Before this fall, the school relied on the BYOD, or Bring Your Own Device policy.  In this policy, regulation of cell phones has fallen to the teachers rather than on administrators.  Yet despite the policy change, the school has not seen any substantial change in cell phone use. However, some teachers are afraid of backlash that could follow attempts at further curtailing phone use.

For this reason, many at the high school suspect that if the current policy is escalated into an attempt to substantially limit cell phone use, it would only succeed in eliminating the productive phone use during class.

“If you tell people they can not have cell phones, it just makes the pocket texting more pervasive,” band teacher Joel Bryan explained.

During the time of the BYOD policy, many teachers were able to develop successful policies allowed students to continue using phones in class.  These policies varied wildly from the virtually uncontrolled cell phone use in many AP classes, to policies employed in many other classes that allow for the educational use of cell phones.

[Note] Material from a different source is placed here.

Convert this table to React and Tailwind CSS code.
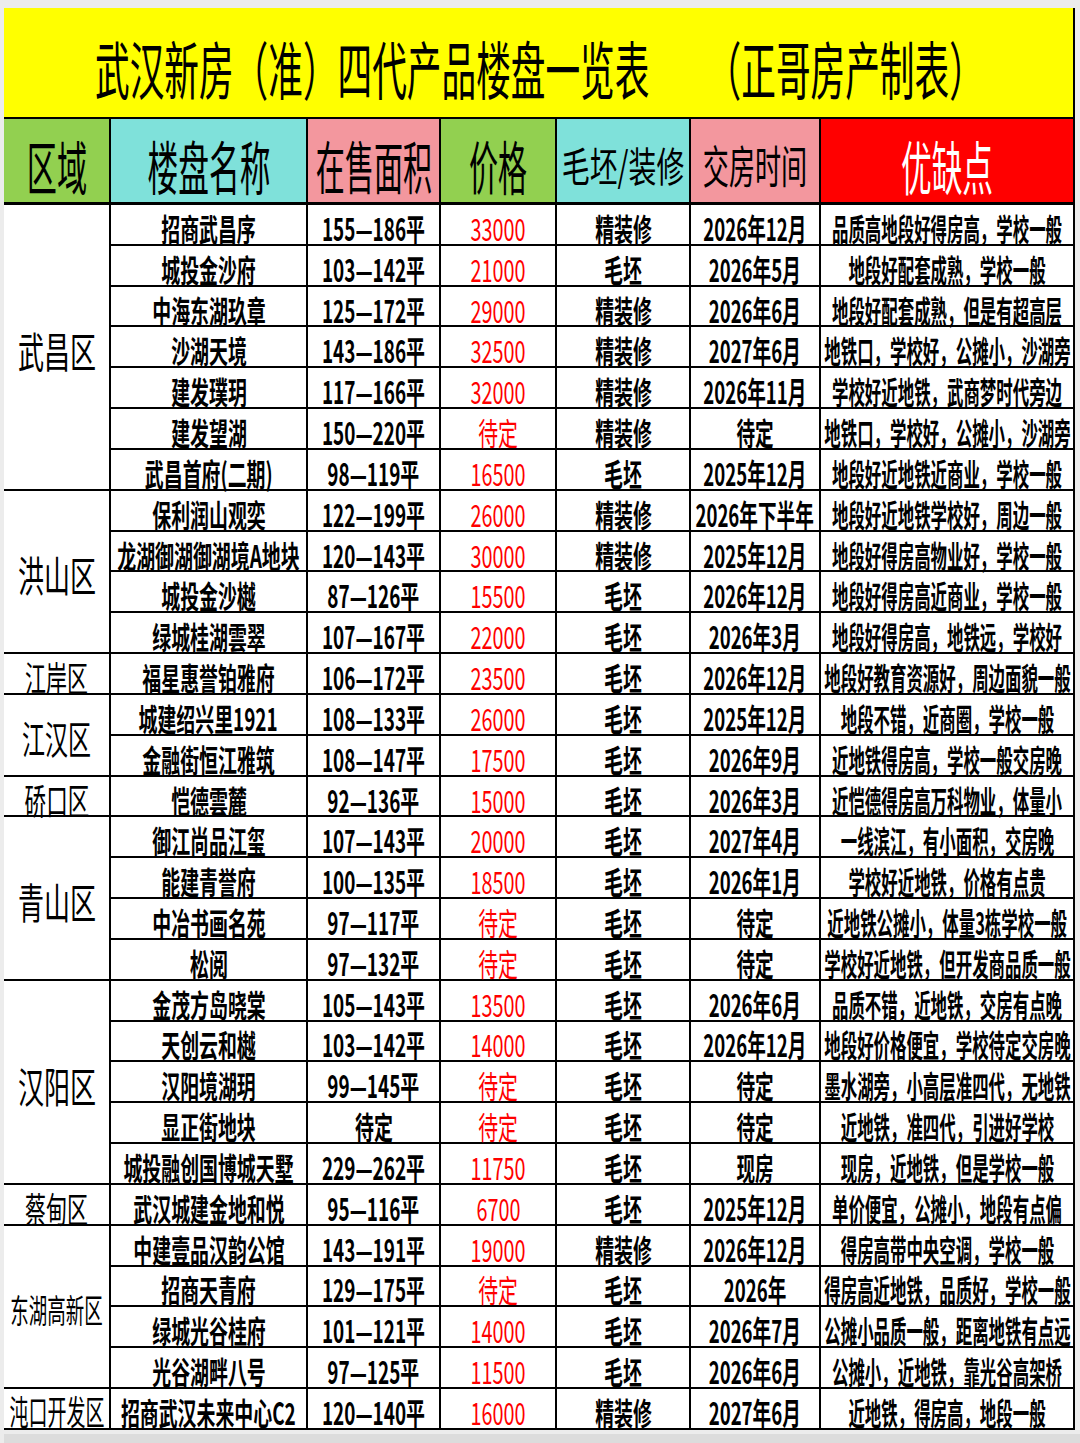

I always tell my classes ‘monitor your use, you come up with your policy, you know how it works,'” Lindsay said. 

Self regulation was especially effective in his highest level class, where students knew when cell phone use became a distraction and responded by leaving their cell phones in their lockers.

 “We can’t fight cell phone use, its whats life is going to be like and we need to learn how to deal with it,” Bryan said.